Otinawāwosōwin: Birthing the Stories of Kayasochi Kikawenow and Pīsim Finds Her Miskanow

In 1993, two men from the community of South Indian Lake in Manitoba found the burial site at Nagami Bay of a woman who came to be known as Kayasochi Kikawenow. Among the objects found at the site were beads of seed, bone, and glass, and a variety of hand tools which had been buried with the young woman, who, it was concluded, died about 1665 when she was in her mid-twenties. In this collaborative research project, I am working with William Dumas, storyteller and educator, and a group of scholarly collaborators to produce a series of picture books about the life of Kayasochi Kikawenow. The first of these is the award-winning Pīsim Finds Her Miskanow, which was published in 2013. On the edges of the words and pictures of each of the stories in the series, readers will find supplementary material -- photographs, maps, diagrams, Cree vocabulary -- to help them to situate and to extend the meanings of the story.”
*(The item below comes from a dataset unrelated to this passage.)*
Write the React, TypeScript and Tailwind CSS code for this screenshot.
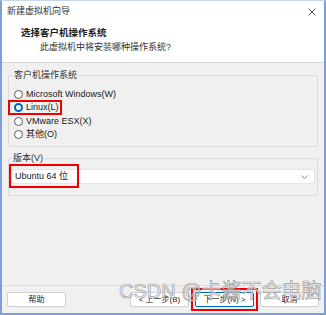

Scenes of Instruction: The Subject in/of Victorian Children's Literature

In the history of children's literature, it has been common to identify the second half of the nineteenth century in England as the "Golden Age" of children's literature and to claim the narrative patterns established during this period as determining many of the conventions of children's literature that endure into the twenty-first century. Much has been made critically of the celebration of the imagination and the free play of childhood in the texts of this period. In these studies, I am looking again at some key texts of this period and re-reading them within the social, political, and cultural contexts of their production, to ask how such a practice of reading reveals a different project at the heart of these texts.